[TO DO]
Scan the lines below for "table"; report the number of lines that contain it, and only that.

-- Begin DATA RECORDS --

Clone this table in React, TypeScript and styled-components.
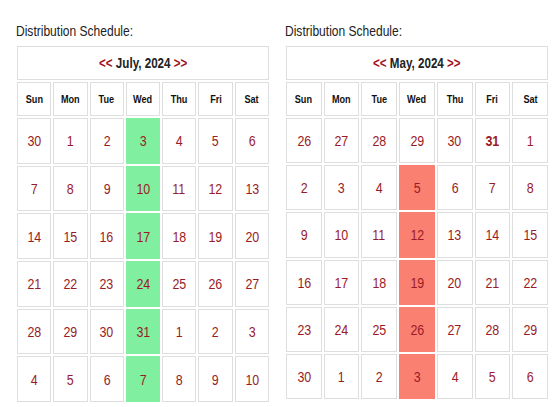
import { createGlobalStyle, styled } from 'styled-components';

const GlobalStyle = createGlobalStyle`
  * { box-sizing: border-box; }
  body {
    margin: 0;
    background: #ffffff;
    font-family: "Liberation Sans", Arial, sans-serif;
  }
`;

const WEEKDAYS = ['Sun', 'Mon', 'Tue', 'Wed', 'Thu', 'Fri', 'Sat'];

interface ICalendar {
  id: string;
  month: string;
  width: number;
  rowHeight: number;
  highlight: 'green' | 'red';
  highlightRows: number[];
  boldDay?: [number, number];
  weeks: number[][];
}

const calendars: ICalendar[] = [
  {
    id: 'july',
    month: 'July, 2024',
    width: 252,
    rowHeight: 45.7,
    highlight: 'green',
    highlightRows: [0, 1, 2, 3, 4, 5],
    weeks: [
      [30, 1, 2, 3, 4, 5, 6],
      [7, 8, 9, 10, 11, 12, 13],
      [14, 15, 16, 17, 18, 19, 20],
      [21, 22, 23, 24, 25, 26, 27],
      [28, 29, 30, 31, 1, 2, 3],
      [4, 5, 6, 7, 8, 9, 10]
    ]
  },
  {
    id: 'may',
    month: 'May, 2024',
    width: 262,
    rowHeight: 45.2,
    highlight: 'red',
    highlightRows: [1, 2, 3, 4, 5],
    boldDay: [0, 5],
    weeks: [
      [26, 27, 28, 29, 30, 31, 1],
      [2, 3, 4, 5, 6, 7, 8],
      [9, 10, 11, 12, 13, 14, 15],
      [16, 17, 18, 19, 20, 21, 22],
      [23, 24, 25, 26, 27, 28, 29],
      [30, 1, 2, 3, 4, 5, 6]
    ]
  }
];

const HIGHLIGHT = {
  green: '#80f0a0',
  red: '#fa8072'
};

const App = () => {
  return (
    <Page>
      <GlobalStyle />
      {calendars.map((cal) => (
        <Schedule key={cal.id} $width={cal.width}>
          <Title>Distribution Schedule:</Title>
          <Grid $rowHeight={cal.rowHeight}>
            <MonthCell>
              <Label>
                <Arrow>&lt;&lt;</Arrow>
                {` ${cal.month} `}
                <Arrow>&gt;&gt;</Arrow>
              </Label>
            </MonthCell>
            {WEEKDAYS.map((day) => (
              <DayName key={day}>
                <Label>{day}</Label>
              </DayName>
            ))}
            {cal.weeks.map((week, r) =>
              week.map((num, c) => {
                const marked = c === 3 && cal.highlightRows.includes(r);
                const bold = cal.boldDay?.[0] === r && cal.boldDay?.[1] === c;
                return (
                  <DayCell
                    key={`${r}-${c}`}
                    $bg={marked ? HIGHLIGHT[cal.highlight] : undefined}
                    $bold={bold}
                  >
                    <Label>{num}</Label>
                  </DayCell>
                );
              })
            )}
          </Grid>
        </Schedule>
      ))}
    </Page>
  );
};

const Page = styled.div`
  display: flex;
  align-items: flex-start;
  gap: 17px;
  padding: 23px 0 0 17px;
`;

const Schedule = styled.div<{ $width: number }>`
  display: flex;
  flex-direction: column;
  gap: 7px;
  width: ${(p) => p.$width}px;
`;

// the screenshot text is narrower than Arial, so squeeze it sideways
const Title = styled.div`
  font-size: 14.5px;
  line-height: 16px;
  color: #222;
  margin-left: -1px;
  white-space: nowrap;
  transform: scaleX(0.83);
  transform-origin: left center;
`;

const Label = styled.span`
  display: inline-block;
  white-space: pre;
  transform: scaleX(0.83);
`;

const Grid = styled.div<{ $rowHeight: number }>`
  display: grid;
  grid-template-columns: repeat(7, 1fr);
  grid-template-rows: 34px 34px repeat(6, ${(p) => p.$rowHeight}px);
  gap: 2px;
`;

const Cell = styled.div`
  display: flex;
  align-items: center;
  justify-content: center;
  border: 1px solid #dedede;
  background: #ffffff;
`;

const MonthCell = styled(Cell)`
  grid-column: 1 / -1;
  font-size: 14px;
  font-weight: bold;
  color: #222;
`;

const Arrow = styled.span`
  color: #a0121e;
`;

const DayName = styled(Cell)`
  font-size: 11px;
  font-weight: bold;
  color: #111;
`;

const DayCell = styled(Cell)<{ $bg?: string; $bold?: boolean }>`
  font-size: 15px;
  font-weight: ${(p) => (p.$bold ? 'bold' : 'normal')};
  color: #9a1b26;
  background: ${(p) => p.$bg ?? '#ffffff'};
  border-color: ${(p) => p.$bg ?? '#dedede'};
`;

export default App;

-- End DATA RECORDS --
-- Begin DATA RECORDS --

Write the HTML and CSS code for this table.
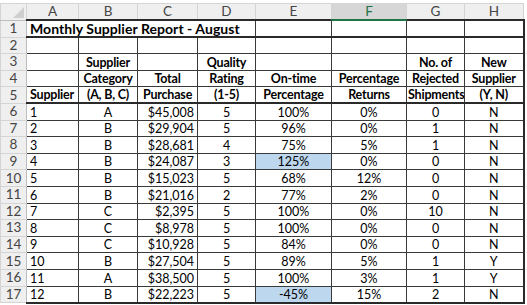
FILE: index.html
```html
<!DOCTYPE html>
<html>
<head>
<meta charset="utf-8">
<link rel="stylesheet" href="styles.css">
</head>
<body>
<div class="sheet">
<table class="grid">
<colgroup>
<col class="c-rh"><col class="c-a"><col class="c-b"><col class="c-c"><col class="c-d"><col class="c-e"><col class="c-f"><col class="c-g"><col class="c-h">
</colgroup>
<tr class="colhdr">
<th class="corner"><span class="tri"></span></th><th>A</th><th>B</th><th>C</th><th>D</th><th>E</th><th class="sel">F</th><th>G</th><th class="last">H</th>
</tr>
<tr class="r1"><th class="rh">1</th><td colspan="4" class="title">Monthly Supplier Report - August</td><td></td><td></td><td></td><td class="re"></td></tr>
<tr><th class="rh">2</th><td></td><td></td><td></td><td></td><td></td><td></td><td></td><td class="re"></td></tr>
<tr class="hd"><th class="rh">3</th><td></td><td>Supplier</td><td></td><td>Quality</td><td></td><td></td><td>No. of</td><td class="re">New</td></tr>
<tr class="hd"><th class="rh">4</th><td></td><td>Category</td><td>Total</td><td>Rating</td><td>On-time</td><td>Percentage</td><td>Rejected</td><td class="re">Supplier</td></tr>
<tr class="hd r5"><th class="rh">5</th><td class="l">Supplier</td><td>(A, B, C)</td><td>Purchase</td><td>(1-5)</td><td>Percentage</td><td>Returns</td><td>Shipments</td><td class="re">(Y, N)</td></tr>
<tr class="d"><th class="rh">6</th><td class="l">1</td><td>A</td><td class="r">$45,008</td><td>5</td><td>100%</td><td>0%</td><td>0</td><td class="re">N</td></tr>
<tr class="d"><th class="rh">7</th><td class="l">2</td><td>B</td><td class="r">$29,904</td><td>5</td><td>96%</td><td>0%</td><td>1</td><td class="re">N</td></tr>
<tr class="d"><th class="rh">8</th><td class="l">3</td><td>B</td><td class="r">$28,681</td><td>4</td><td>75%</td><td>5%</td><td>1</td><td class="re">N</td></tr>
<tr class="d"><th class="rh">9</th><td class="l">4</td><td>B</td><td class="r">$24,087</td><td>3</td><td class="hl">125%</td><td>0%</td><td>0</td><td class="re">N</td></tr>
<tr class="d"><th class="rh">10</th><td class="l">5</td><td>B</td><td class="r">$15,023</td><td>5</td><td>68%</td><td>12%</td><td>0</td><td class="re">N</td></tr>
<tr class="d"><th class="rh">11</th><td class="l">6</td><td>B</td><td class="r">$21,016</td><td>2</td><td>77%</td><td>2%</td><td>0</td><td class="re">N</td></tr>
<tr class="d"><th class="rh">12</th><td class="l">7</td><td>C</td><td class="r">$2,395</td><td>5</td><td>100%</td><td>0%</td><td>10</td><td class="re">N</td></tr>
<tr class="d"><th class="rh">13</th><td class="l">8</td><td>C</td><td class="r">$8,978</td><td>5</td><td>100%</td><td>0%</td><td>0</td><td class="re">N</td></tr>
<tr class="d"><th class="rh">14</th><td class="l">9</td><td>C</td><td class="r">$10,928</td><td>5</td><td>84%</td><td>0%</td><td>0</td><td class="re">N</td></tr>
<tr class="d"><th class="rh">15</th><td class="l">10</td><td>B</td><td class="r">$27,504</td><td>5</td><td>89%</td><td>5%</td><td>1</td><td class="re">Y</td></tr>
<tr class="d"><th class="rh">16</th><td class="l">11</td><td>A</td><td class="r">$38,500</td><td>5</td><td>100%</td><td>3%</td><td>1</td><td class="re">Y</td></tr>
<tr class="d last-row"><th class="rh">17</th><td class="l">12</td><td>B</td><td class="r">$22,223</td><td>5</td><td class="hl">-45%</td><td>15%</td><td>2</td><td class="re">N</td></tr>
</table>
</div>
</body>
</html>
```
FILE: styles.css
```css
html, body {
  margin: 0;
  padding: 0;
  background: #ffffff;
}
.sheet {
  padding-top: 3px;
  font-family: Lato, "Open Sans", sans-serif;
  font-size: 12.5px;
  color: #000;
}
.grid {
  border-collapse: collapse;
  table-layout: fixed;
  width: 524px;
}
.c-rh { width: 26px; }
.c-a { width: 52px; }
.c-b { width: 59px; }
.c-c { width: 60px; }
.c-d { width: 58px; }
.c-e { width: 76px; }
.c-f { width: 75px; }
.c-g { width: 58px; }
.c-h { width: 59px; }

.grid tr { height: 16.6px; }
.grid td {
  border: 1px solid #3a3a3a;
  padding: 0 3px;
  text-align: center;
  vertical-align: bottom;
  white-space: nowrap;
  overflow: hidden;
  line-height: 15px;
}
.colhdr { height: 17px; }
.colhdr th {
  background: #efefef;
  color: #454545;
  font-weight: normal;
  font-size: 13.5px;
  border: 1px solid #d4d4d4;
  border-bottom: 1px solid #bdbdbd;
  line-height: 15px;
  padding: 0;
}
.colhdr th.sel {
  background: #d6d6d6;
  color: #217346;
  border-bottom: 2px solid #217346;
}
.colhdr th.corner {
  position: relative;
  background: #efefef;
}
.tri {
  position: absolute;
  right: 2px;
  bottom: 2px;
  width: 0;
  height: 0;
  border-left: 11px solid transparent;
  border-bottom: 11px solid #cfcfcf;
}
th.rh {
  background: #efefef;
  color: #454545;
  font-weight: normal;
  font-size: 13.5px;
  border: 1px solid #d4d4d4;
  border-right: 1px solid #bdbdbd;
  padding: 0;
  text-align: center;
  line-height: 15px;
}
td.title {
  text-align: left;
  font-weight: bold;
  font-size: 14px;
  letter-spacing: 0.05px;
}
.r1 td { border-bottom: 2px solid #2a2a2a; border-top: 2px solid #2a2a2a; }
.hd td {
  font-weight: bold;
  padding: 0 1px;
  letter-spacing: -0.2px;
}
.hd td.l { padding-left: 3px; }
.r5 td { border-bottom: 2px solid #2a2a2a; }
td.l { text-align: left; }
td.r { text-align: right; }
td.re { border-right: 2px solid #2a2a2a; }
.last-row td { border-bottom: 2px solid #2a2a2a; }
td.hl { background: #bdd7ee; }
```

-- End DATA RECORDS --

[EXERCISE ANSWER]
5